Pendant ce temps, l’agriculture traditionnelle que pratiquent les paysans et les petits agriculteurs ne cesse de se heurter à de nombreux problèmes. Au Laos par exemple, l’agriculture itinérante est considérée par les autorités comme l’une des causes principales du déboisement. Dans les années 1990, le gouvernement du Laos mit en route le Programme d’affectation des terres et des forêts (LFAP en anglais), qui interdit la culture itinérante et prescrit d’autres méthodes d’aménagement des terres. Or, des études ont montré que, contrairement à ce qu’on attendait, le LFAP avait aggravé l’insécurité foncière et alimentaire, la pauvreté et la migration de détresse, et que le déboisement n’avait pas diminué, puisque la population locale n’en était pas la cause. (6) Ces derniers temps, le gouvernement a publié des réglementations provinciales concernant le ‘Corridor de conservation de la biodiversité’, afin de disposer d’une base juridique pour la gestion desdits ‘corridors de biodiversité’, avec 12,8 millions USD de la Banque asiatique de développement (BAsD). Le programme de la BAsD vise à diriger la ‘gestion durable des forêts’ et à préparer les pays à obtenir des fonds du système REDD (Réduction des émissions dues au déboisement et à la dégradation des forêts). La planification de l’utilisation des terres a eu lieu dans 67 villages, et porte sur 350 000 hectares de forêt où la culture itinérante a été interdite. (7)

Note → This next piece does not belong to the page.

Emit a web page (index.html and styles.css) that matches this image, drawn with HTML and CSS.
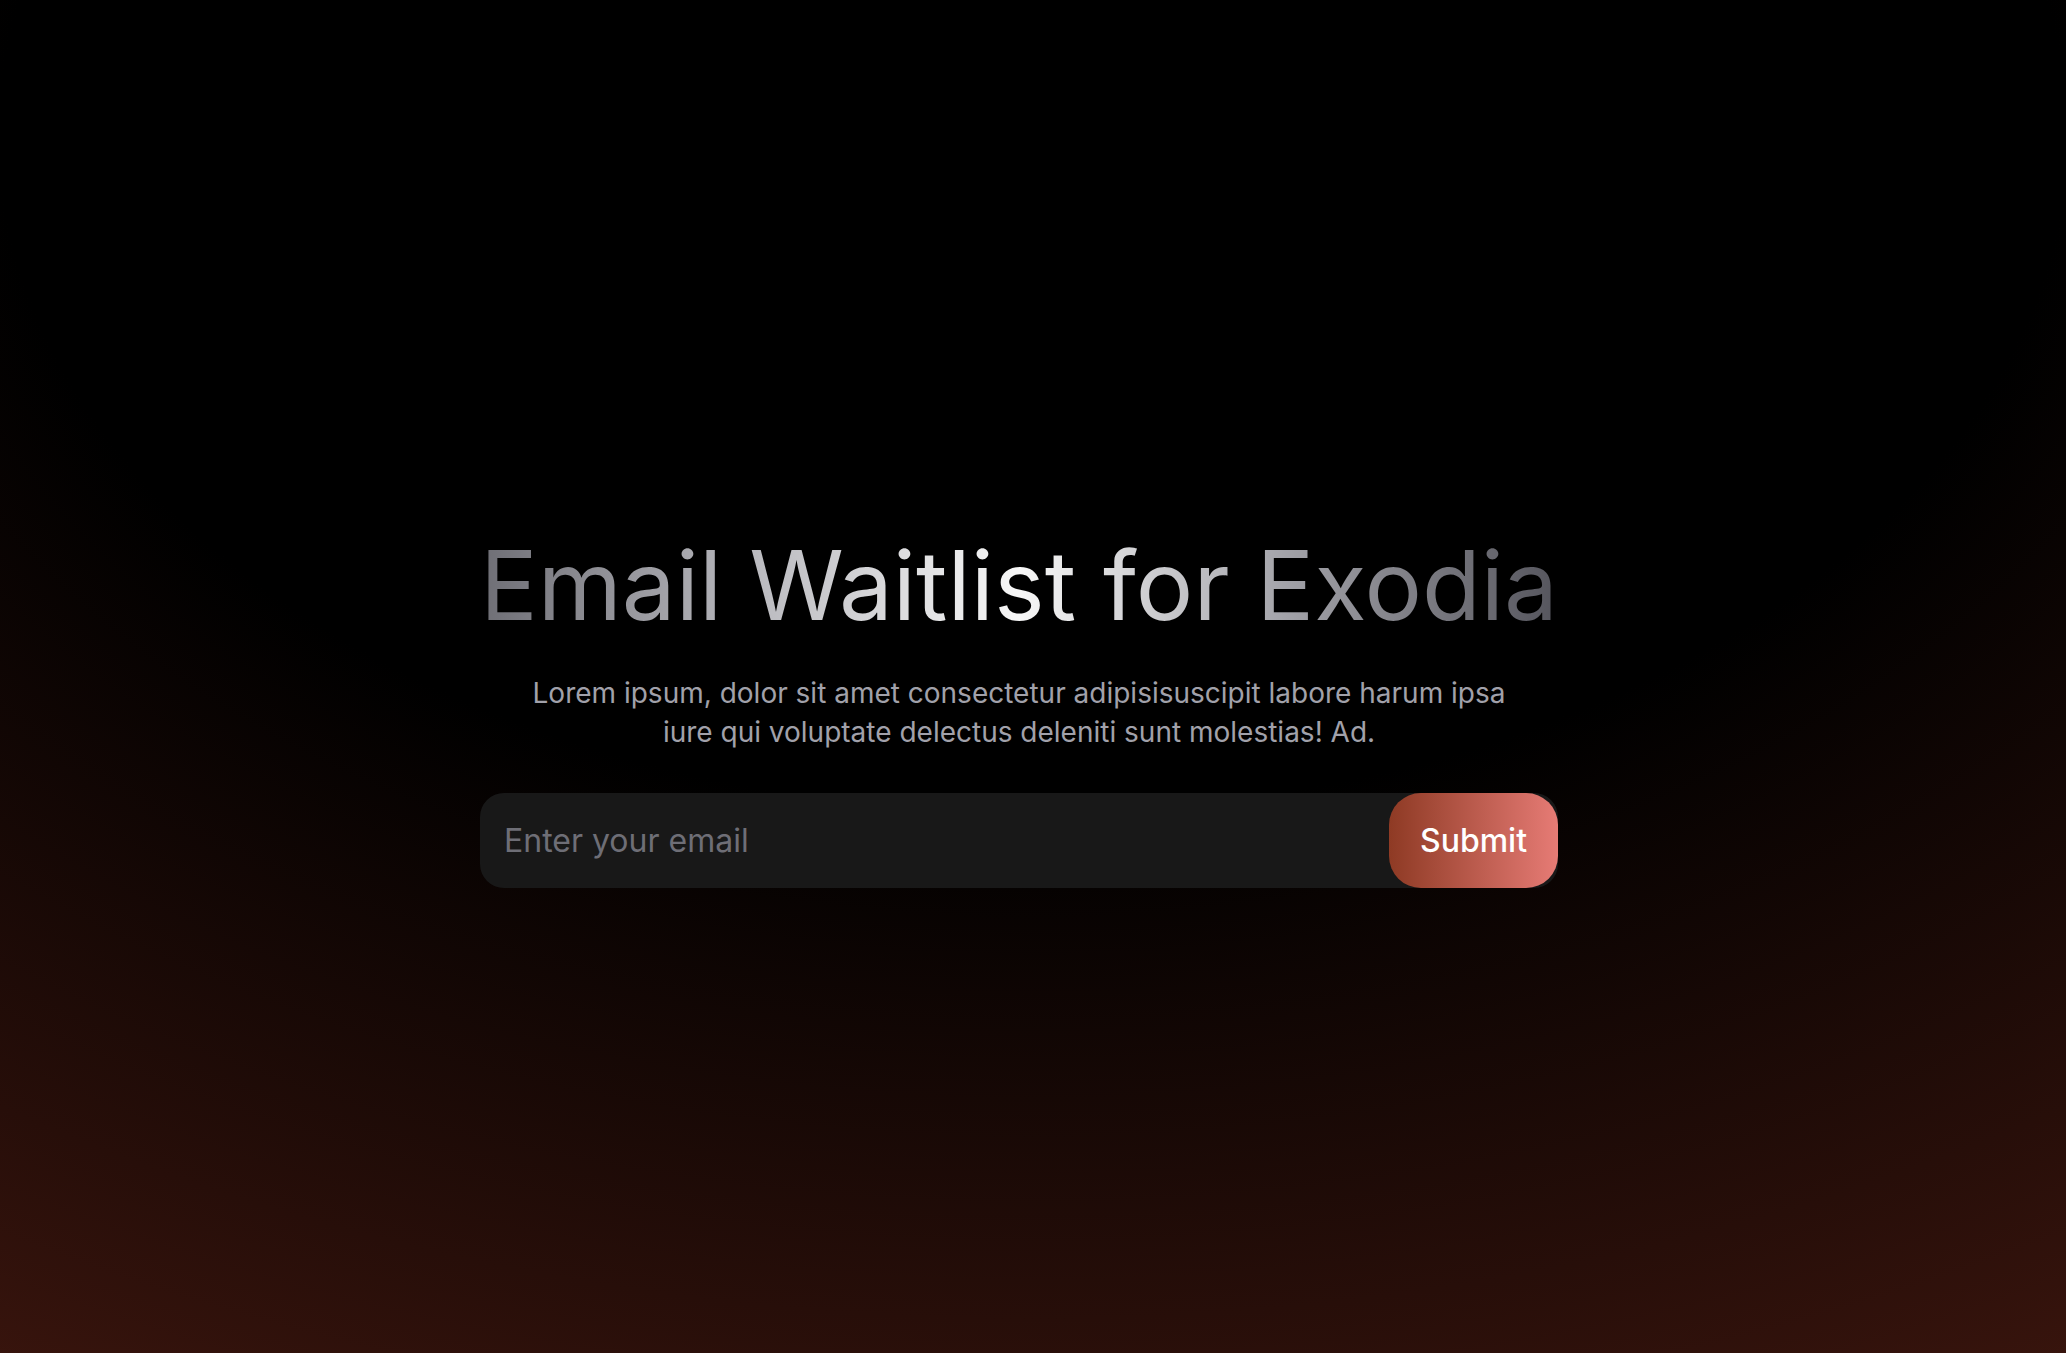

Les accords de libre-échange et d’investissement contribuent pour beaucoup à façonner des lois et des politiques destinées à faciliter des investissements à grande échelle qui aboutissent au déboisement et à la dégradation des écosystèmes. Ils le font de façon directe, en favorisant la production spécialisée et verticalement intégrée de matières premières d’exportation, laquelle mène à l’expansion de l’industrie minière et des grandes plantations industrielles, et de façon indirecte, en obligeant les gouvernements à éliminer les barrières à l’investissement étranger. (8) Par exemple, en janvier 2016 l’Association des nations de l’Asie du Sud-Est (ASEAN) a constitué la Communauté économique de l’ASEAN (AEC), dont le but est de créer un marché unique et une base de production de toute la région qui soient compétitifs et pleinement intégrés dans l’économie mondiale. (9) À cette fin, les gouvernements membres de l’ASEAN ont signé plusieurs accords qui facilitent l’accès des grands investisseurs à la terre, aux ressources naturelles, aux matières premières et à la main-d’œuvre, et qui leur fournissent une protection juridique concernant leurs droits d’opérer et de faire des bénéfices. Par contre, aucune protection juridique n’est prévue pour les populations locales qui perdent leurs terres, leurs forêts, leurs réserves d’eau et leurs moyens de subsistance au profit des projets d’infrastructure ou autres que l’on présente comme du développement.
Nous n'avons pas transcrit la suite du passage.